Larry Noble, who served as the general counsel of the FEC from 1987 to 2000, told Mother Jones of the situation, “All evidence points to coordination. It’s hard to understand how you’d have the same person authorizing placements for the NRA and the candidate and it not be coordination.”

Noble later added, “What this reflects is the FEC’s lack of enforcement and the lack of respect that the NRA and the vendor are showing toward the FEC and the law. You do this if you think no one is going to investigate.”

Ann Ravel, who served on the FEC from 2013 to 2017, likewise noted the stark blatancy of the NRA’s efforts, telling Mother Jones: “There is so much documentary evidence that it wouldn’t even require a lengthy investigation. Some cases are hard to prove, but this, on its face, is so obvious. I would not think that there is any basis for not at least investigating the matter.”

All in all, this adds up to a load of right-wing political fuckery that, frankly, feels almost insulting in just how obvious they were in their efforts to get gun nuts elected.

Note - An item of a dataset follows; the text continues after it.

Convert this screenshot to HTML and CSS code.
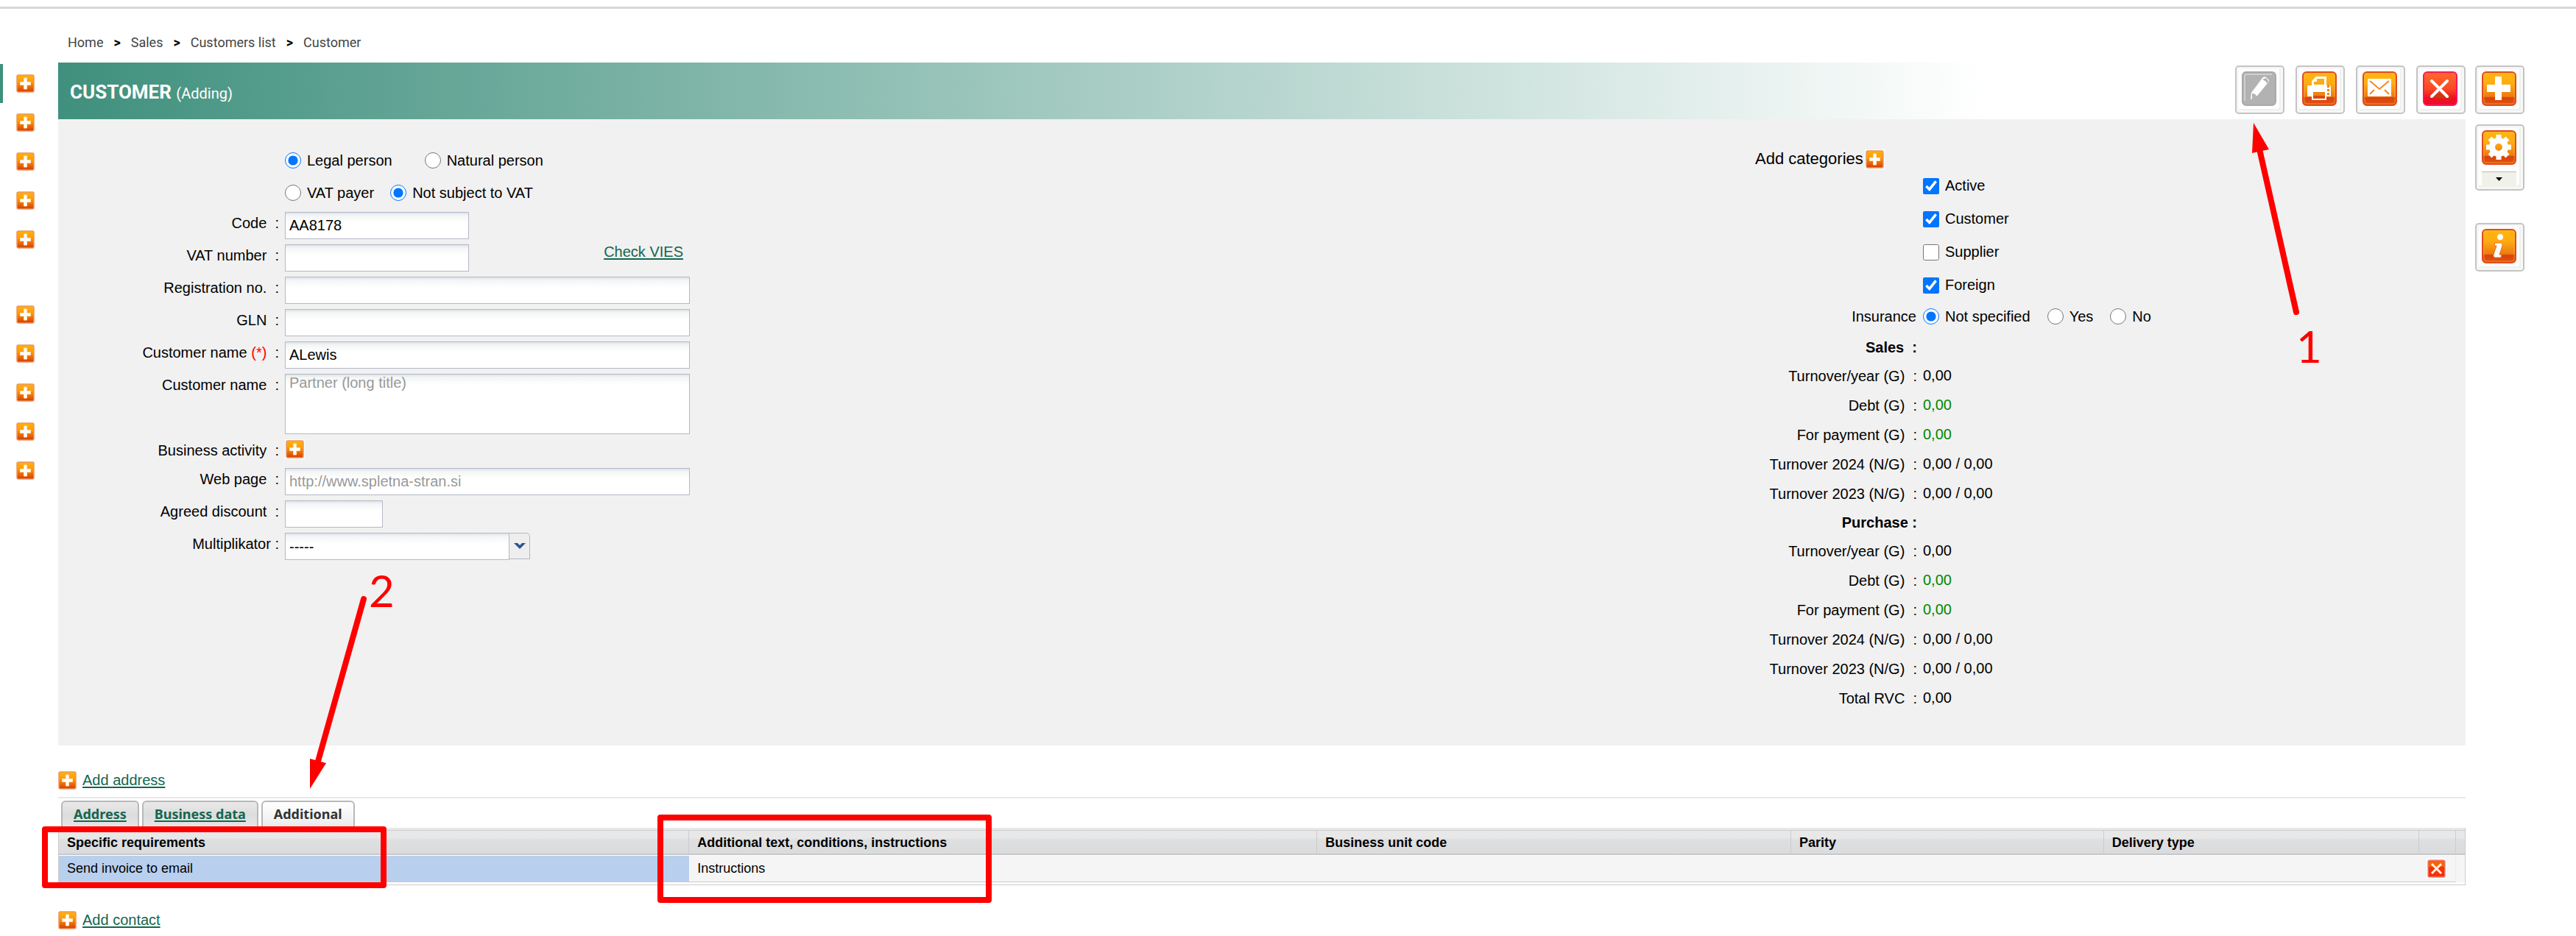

Did those involved in this report really think no one would connect the dots?

Currently, there are two complaints before the FEC focusing on the NRA’s employment of National Media and its affiliated bodies to coordinate with the Trump and Hawley campaigns. These enforcement matters will remain confidential until resolved, so it is unknown if the NRA has formally acknowledged the complaints.